Description
The author writes: ‘The intention of this book is to examine and analyse the essential nature of the phenomenon we call poetry; to seek an understanding of the power this art form exerts over mind and heart; to comprehend its potency; and to explain its perennial ability to command the respect of mankind’.
Almost a library in one volume, this unusual book, written by an accomplished poet, examines the 4000 years old phenomenon of poetry. Combining history, literature and philosophy, it explains the underlying power of this art form and how its effect is exerted over human hearts and understanding.
Since the Greeks at least, poetry has been accorded pre-eminence in the arts. Poetry’s aesthetic supremacy and inhering mystery has made it the foremost form of expression when human beings need to say something important in a special way.

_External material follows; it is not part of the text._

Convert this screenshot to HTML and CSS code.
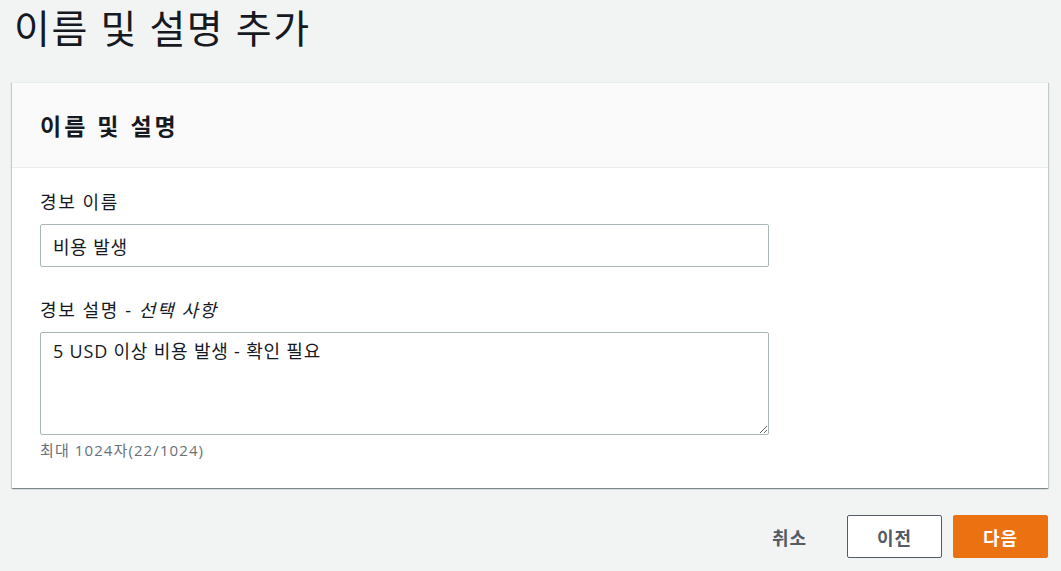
FILE: index.html
```html
<!DOCTYPE html>
<html lang="ko">
<head>
	<meta charset="UTF-8">
	<title>이름 및 설명 추가</title>
	<link rel="stylesheet" href="styles.css">
</head>
<body>
	<h1 class="page-title">이름 및 설명 추가</h1>

	<div class="card">
		<div class="card-header">
			<h2>이름 및 설명</h2>
		</div>
		<div class="card-body">
			<div class="field">
				<label class="field-label" for="alarm-name">경보 이름</label>
				<input id="alarm-name" class="text-input" type="text" value="비용 발생">
			</div>
			<div class="field">
				<label class="field-label" for="alarm-desc">경보 설명 - <i>선택 사항</i></label>
				<textarea id="alarm-desc" class="text-area">5 USD 이상 비용 발생 - 확인 필요</textarea>
				<div class="field-hint">최대 1024자(22/1024)</div>
			</div>
		</div>
	</div>

	<div class="actions">
		<button class="btn btn-link">취소</button>
		<button class="btn btn-normal">이전</button>
		<button class="btn btn-primary">다음</button>
	</div>
</body>
</html>
```

FILE: styles.css
```css
html,
body {
	margin: 0;
	background: #f2f3f3;
	color: #16191f;
	font-family: "Open Sans", "Noto Sans CJK KR", sans-serif;
}

body {
	padding: 0 13px 0 12px;
}

.page-title {
	margin: 0;
	padding: 4px 0 0 2px;
	height: 82px;
	box-sizing: border-box;
	font-size: 39px;
	font-weight: 400;
	letter-spacing: 1.5px;
	line-height: 48px;
}

.card {
	background: #fff;
	box-shadow: 0 1px 1px 0 rgba(0, 28, 36, 0.3), 1px 1px 1px 0 rgba(0, 28, 36, 0.15), -1px 1px 1px 0 rgba(0, 28, 36, 0.15);
	border-top: 1px solid #eaeded;
}

.card-header {
	background: #fafafa;
	border-bottom: 1px solid #eaeded;
	height: 85px;
	box-sizing: border-box;
	padding: 0 28px;
	display: flex;
	align-items: center;
}

.card-header h2 {
	margin: 0;
	font-size: 23px;
	font-weight: 700;
	letter-spacing: 3px;
}

.card-body {
	padding: 22px 28px 27px;
}

.field {
	width: 729px;
}

.field + .field {
	margin-top: 31px;
}

.field-label {
	display: block;
	font-size: 18px;
	letter-spacing: 1.6px;
	line-height: 24px;
	margin-bottom: 10px;
}

.field-label i {
	font-style: italic;
}

.text-input,
.text-area {
	display: block;
	width: 100%;
	box-sizing: border-box;
	border: 1px solid #aab7b8;
	border-radius: 2px;
	padding: 0 12px;
	font: inherit;
	font-size: 18px;
	letter-spacing: 0.8px;
	color: #16191f;
	background: #fff;
}

.text-input {
	height: 43px;
}

.text-area {
	height: 103px;
	padding-top: 5px;
	resize: vertical;
	line-height: 26px;
}

.field-hint {
	margin-top: 4px;
	font-size: 15px;
	letter-spacing: 1.1px;
	line-height: 22px;
	color: #687078;
}

.actions {
	display: flex;
	justify-content: flex-end;
	align-items: center;
	margin-top: 27px;
}

.btn {
	font: inherit;
	font-size: 18px;
	font-weight: 700;
	letter-spacing: 1px;
	height: 43px;
	border-radius: 2px;
	cursor: pointer;
}

.btn-link {
	background: none;
	border: 0;
	color: #545b64;
	padding: 0 20px;
	margin-right: 20px;
}

.btn-normal {
	width: 95px;
	background: #fff;
	border: 1px solid #545b64;
	color: #545b64;
	margin-right: 11px;
}

.btn-primary {
	width: 95px;
	background: #ec7211;
	border: 1px solid #ec7211;
	color: #fff;
}
```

Poetry has been defined as the best words in the best order.
In poetry, the author suggests, the eternal intersects the everyday – it has been said that poetry is the language in which man explores his own amazement. He shows how poetry has provided a vehicle for inspiration and fresh ways of thinking and interpreting the perennial questions of the human race. The author makes clear that poetry ‘works’ because it acknowledges the universality of human psychology, and because it unites emotion with reason and tempers imagination with understanding.

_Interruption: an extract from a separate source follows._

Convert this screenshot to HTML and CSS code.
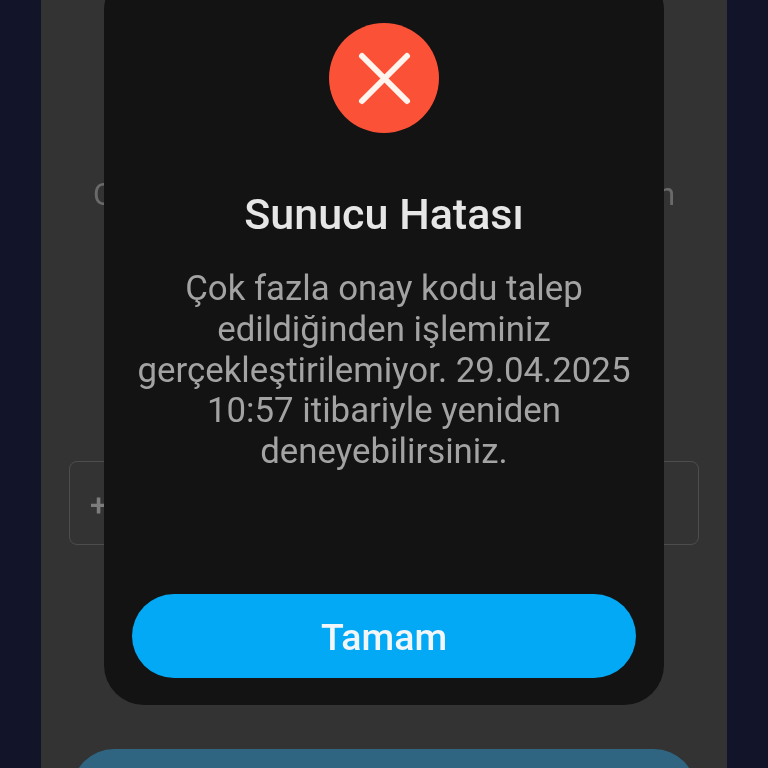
FILE: index.html
```html
<!DOCTYPE html>
<html lang="tr">
<head>
<meta charset="utf-8">
<title>Sunucu Hatası</title>
<link rel="stylesheet" href="styles.css">
</head>
<body>
<div class="stage">
  <main class="screen">
    <div class="under-text"><span>O</span><span>n</span></div>
    <div class="phone-input"><span class="plus">+</span></div>
    <div class="under-button"></div>
    <section class="modal">
      <div class="error-icon">
        <svg viewBox="0 0 110 110" width="110" height="110" aria-hidden="true">
          <path d="M33 33 L78 78 M78 33 L33 78" fill="none" stroke="#fff4ee" stroke-width="6" stroke-linecap="round"/>
        </svg>
      </div>
      <h1 class="title">Sunucu Hatası</h1>
      <p class="message">Çok fazla onay kodu talep edildiğinden işleminiz gerçekleştirilemiyor. 29.04.2025 10:57 itibariyle yeniden deneyebilirsiniz.</p>
      <button class="ok">Tamam</button>
    </section>
  </main>
</div>
</body>
</html>
```
FILE: styles.css
```css
html, body {
  margin: 0;
  padding: 0;
  height: 100%;
  background: #12142a;
  overflow: hidden;
}
.stage {
  height: 768px;
  display: flex;
  justify-content: center;
  filter: blur(0.4px);
}
.screen {
  position: relative;
  width: 686px;
  height: 768px;
  background: #333333;
  overflow: hidden;
  font-family: Roboto, "Liberation Sans", sans-serif;
  display: flex;
  flex-direction: column;
  box-sizing: border-box;
  padding: 176px 28px 0;
}
.under-text {
  display: flex;
  flex: none;
  justify-content: space-between;
  color: #6a6a6a;
  font-size: 31px;
  line-height: 38px;
  padding: 0 24px;
}
.phone-input {
  margin-top: 247px;
  height: 84px;
  flex: none;
  box-sizing: border-box;
  border: 1px solid #4d4d4d;
  border-radius: 8px;
  display: flex;
  align-items: center;
  padding: 4px 0 0 20px;
  color: #7c7c7c;
  font-size: 31px;
}
.plus { font-weight: 500; }
.under-button {
  margin: 204px 3px 0;
  height: 90px;
  flex: none;
  border-radius: 42px;
  background: #2f6580;
}
.modal {
  position: absolute;
  left: 63px;
  top: -30px;
  width: 560px;
  height: 735px;
  box-sizing: border-box;
  background: #131313;
  border-radius: 40px;
  padding: 53px 28px 27px;
  display: flex;
  flex-direction: column;
  align-items: center;
}
.error-icon {
  width: 110px;
  height: 110px;
  flex: none;
  border-radius: 50%;
  background: #fb5137;
}
.error-icon svg { display: block; }
.title {
  margin: 57px 0 0;
  color: #e6e6e6;
  font-size: 43px;
  line-height: 48px;
  font-weight: 500;
  text-align: center;
  white-space: nowrap;
}
.message {
  margin: 30px 0 0;
  width: 504px;
  color: #a3a3a3;
  font-size: 34.8px;
  line-height: 40.8px;
  font-weight: 400;
  text-align: center;
}
.ok {
  margin-top: auto;
  width: 504px;
  height: 84px;
  flex: none;
  border: 0;
  border-radius: 42px;
  background: #03a9f4;
  color: #f2f6f8;
  font-family: inherit;
  font-size: 37.5px;
  font-weight: 500;
  padding: 2px 0 0;
}
```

Over 200 poets from both East and West are quoted, and the work of 10 master poets is critically analysed and assessed. The major factors involved in translating poetry are discussed, particularly the difficulty of conveying the meaning without losing the spirit. The central features of inspiration and creativity are elucidated.
The unbroken stream of poetry carries resonances of the growth and decay of civilisations, the vicissitudes of wars, the effects of migrations and trading, the influences of religious belief. The author considers, from his own experience, that poetry remains peerless in evaluating and articulating the riches of the human spirit.
Author Details:
Kenneth Verity’s English Literature tutor engendered in him a deep attraction to the works of Shakespeare and a sustained interest in the 4000 years old history of poetry. Working as a communications specialist, he travelled widely in the Far East, studying Buddhism with masters from Tibet, Thailand and Korea. He is an initiate of the Mevlevi Order of Whirling Dervishes in Turkey. For many years he directed the Eastern Arts section of Art in Action in Oxfordshire. He also lectures and broadcasts.
He is the author of three books of sonnets, The Spacious Mirror, The Unseen Reflection and Sonnets, and two books of haiku Awareness beyond Mind and Breathing with the Mind. Of his first book of sonnets Kingsley Amis wrote ‘They belong within the corpus of English poetry’.